The request: Where a line holds the string "React", return that line.

Pages as source code

-- START --

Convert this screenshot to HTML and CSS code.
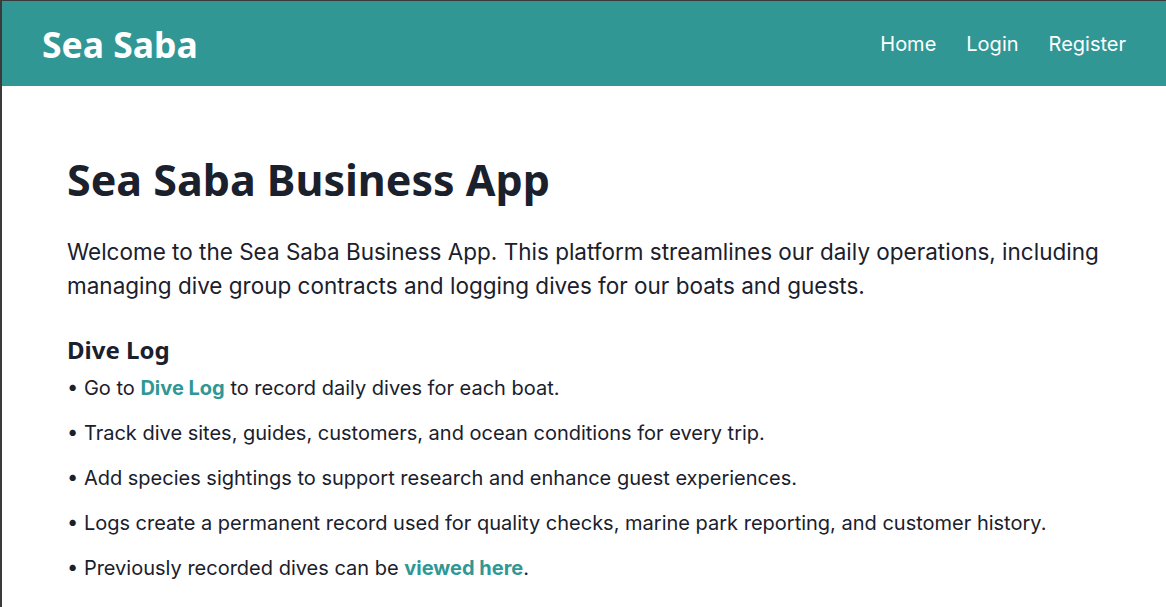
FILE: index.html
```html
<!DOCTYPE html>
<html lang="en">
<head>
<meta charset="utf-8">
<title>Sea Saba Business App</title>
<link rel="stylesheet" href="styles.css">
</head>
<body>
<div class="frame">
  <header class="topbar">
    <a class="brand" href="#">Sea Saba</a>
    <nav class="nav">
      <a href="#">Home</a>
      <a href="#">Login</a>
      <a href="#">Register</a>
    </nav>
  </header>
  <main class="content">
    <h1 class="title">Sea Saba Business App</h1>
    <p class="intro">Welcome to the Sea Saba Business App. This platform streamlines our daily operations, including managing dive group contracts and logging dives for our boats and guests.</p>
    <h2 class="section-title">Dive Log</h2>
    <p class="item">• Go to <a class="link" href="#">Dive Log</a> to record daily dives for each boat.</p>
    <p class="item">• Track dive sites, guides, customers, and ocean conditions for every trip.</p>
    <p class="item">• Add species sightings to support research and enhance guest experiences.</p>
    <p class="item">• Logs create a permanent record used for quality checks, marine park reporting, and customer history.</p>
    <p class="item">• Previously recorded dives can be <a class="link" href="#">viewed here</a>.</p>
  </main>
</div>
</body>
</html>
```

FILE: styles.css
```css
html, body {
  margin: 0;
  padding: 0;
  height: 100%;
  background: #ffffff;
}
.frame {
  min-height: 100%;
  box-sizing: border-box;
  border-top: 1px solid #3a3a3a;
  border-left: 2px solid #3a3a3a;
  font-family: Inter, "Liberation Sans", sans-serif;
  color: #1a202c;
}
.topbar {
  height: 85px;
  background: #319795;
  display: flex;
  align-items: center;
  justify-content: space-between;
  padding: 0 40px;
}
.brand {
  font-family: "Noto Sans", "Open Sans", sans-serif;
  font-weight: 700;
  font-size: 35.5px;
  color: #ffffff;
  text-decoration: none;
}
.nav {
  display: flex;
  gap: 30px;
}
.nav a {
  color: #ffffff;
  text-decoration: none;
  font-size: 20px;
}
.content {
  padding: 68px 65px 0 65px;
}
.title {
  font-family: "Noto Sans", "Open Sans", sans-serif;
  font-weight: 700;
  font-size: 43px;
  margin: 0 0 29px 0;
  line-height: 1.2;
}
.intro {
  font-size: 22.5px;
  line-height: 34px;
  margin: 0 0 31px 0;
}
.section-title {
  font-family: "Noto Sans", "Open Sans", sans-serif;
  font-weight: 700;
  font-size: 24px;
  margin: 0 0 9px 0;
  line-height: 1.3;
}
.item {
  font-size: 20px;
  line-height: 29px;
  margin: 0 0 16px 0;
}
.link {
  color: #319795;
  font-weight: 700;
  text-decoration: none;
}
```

-- END --
-- START --

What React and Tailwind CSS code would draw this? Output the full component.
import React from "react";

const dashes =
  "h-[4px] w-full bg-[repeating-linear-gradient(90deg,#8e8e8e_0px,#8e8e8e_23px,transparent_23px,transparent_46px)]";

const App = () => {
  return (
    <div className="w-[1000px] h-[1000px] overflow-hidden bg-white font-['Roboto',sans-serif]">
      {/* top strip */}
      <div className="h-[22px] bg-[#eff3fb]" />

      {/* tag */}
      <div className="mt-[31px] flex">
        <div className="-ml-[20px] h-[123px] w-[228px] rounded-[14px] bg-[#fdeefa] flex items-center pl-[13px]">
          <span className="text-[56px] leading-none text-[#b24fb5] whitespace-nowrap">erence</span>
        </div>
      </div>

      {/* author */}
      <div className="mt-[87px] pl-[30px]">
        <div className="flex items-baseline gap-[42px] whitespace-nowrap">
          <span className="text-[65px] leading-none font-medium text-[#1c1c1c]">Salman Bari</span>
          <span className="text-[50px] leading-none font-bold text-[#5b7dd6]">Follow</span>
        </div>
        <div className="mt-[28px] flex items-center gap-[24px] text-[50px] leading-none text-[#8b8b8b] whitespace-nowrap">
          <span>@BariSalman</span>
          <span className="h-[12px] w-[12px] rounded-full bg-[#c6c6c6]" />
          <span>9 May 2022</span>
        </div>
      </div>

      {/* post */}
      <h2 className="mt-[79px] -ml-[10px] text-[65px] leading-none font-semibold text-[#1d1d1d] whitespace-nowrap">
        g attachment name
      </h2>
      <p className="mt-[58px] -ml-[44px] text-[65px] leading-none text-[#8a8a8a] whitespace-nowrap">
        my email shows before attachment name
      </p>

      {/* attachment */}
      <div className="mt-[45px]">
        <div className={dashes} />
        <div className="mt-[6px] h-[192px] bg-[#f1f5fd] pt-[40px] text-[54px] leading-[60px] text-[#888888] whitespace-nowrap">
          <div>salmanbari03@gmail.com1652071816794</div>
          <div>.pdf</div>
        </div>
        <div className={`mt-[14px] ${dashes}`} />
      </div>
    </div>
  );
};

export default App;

-- END --

Expected output:
What React and Tailwind CSS code would draw this? Output the full component.
import React from "react";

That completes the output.